In researching acrylic yarns and tossing up between different products you are likely to come across two different, more common variations. Polyester is characterized by its soft touch and can be cleaned easily. Polyester is typically combined with other fibers in order to improve its strength. Polypropylene is a strong and durable synthetic fiber, characterized by its resistance to staining and dirt buildup. As is typical of polyester, polypropylene is also commonly combined with other fibers to improve its shape holding capacity.

The major drawback of acrylic yarn is that it absolutely does not stand the test of time when used for floor pieces where it tends to pill and fray easily.

Cotton Yarn

Cotton Yarn is a form of vegetable yarn (along with linen) which is another popular choice for tufting. As far as natural fibers go, cotton is a cheap alternative to traditional wool yarns. Often available as organic or recycled, cotton yarn is a great option for tufters who are wanting an environmentally conscious option that is relatively more durable than acrylic. Cotton is not ideal for cut pile tufting or carpet making in general as it does not have the strength to maintain its shape. Unlike wool, cotton yarn is not 'bouncy' in that it does not spring back into shape when stretched. Cotton tends to be lighter weight than other natural fibers, making it a good option for tufters who want to make wearable pieces. Like any yarn, variation in quality means variation in features such as durability and softness. Variability in lustre of cotton yarn (shiny versus matte) is an indication of mercerization, a treatment process that strengthens the yarn making it easier to dye and less likely to shrink. Cotton yarn is ideal for tufting bath mats that are no pile (not suitable for cut pile) due to its breathability.

Silk yarn

Silk yarn is traditionally used to create ornate and intricately patterned rugs. Silk is among the most expensive fibers with which you may construct your piece, and is also very fine, meaning that you may need more product to complete your piece opposed to wool or acrylic.

Viscose yarn

Viscose yarn is an incredibly soft yarn which is semi-synthetic, meaning that it is a blended yarn comprising natural and synthetic fibers. Viscose is made of regenerated wood cellulose. Viscose may be used as a cost-effective replacement for silk, however it is still significantly more expensive than most yarn varieties. Unlike most synthetic fibers, viscose can be dyed quite easily which may account for its relative difficulty to source in multiple colors. Compared to wool yarns viscose lacks durability and clean-ability, making it similar to acrylic yarns in that it is not ideal for an area of the home that gets a lot of foot traffic (bath mat, hallway runner). Furthermore, viscose does not perform well when wet. For these reasons, viscose is very often mixed with other fibers (typically wool or synthetic yarn) to improve its elasticity.

Bamboo yarn

Bamboo yarn is another less common fiber of yarn used for tufting. Bamboo yarn is made of 100% bamboo pulp fiber and is characterized by its softness and permeability. Bamboo is softer to the touch than cotton and like viscose, is a cost-effective alternative to silk. Bamboo is flexible by nature and responds well to stretching with relatively high elasticity compared to other natural fibers such as wool. Bamboo dyes significantly better than cotton or viscose. Despite these positive features, bamboo is not commonly used in carpet making (traditionally used in garments) so its specifications in ornamental or carpet pieces is not yet clear.

Jute & Sisal

Jute & Sisal are popular materials used in creating floor coverings for high traffic areas such as kitchens or door mats. They are natural fibers that are dried and processed before being woven (often by hand). I am not familiar with anyone who has tested this material in a tufting gun, and given its inherent rigidity and low flexibility, I would approach with caution when testing this fiber.

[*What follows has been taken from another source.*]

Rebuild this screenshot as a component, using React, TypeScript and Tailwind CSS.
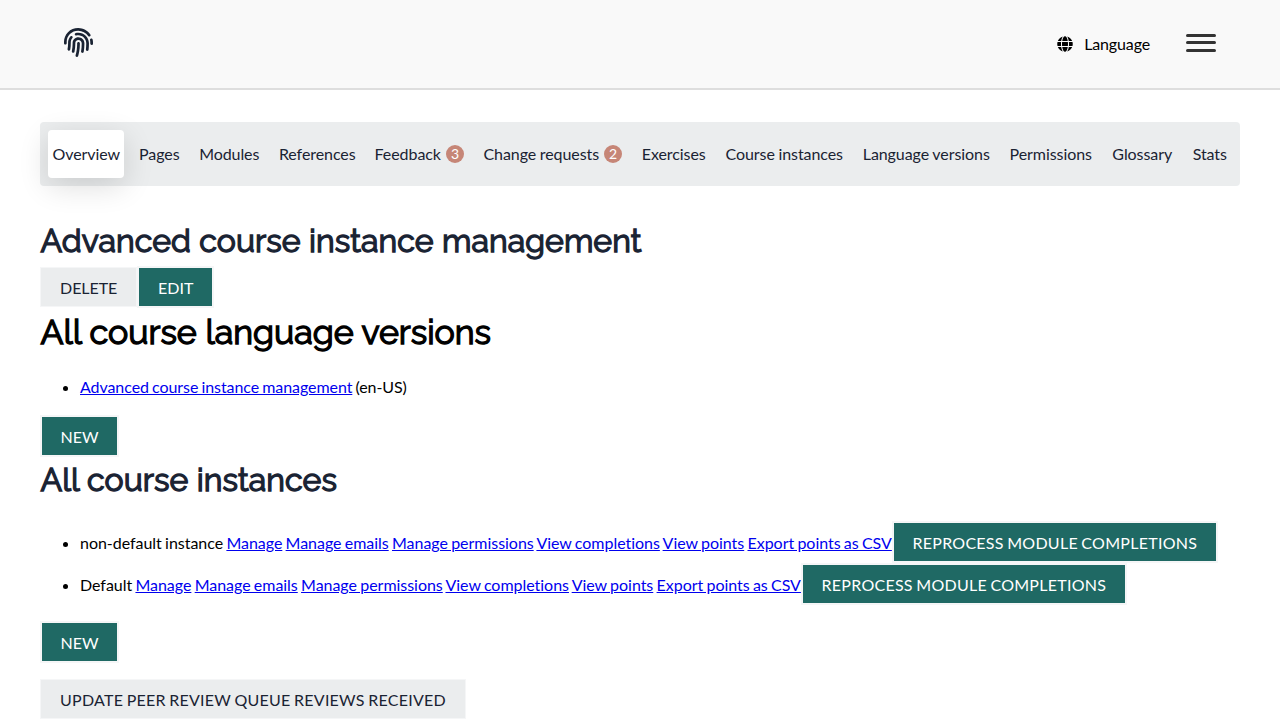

What size yarn should I use?

"If it fits, it sits"... generally speaking, anything that will thread in your machine can be used to tuft.

Here is a visual guide from Tuft the world that will help you visualize what is meant by 'yarn size', and give you an idea of how much variation there is:

With this being said, be reasonable about your expectations and approach with common sense. Of course, you could use embroidery thread in your tufting gun, however, given the nature of primary tufting cloth, it is unlikely that it will maintain consistency or give you an appealing pile. Conversely, if you were to push through 3 strands of very thick wool, you may put pressure on the machine and create larger than an ideal hole in your backing fabric.

Can I thread more than one strand of yarn in my tufting machine?

Yes! As stated just above, anything that fits in the eye of your tufting gun will work.

What is the difference between threading one strand of yarn versus many?

This will come down to what aesthetic you want in your final piece. For a sparse, less dense feel you would want to thread less into your machine. Conversely, for a denser and tighter pile, you may thread 2 or more strands into your machine. This decision is entirely yours to make and warrants some testing before you dive into your main project to see what works best for you.

How much yarn do I need for my piece?

This will depend on several factors, namely how dense you want your final piece to be and what fiber yarn you are using. For wool, 12 mm pile height, it is about 2.5 kg per square meter.

Can I thread multiple lengths of yarn into my machine at once?

Yes! Especially if you want a thick/dense-looking finish, or if you want to provide some depth by including different colors. This is particularly good when coloring hair or something similar.


Choosing the right yarn for your tufting project can make all the difference in achieving the desired look and durability. Consider the location and purpose of your piece, as well as your budget and personal preferences when selecting a yarn type. Remember to also take into account the size and amount of yarn needed for your project, as well as whether you want to use multiple strands of yarn for a denser finish.

By following these guidelines and doing some experimentation with different yarns, you can create beautiful and unique tufted pieces that will be treasured for years to come.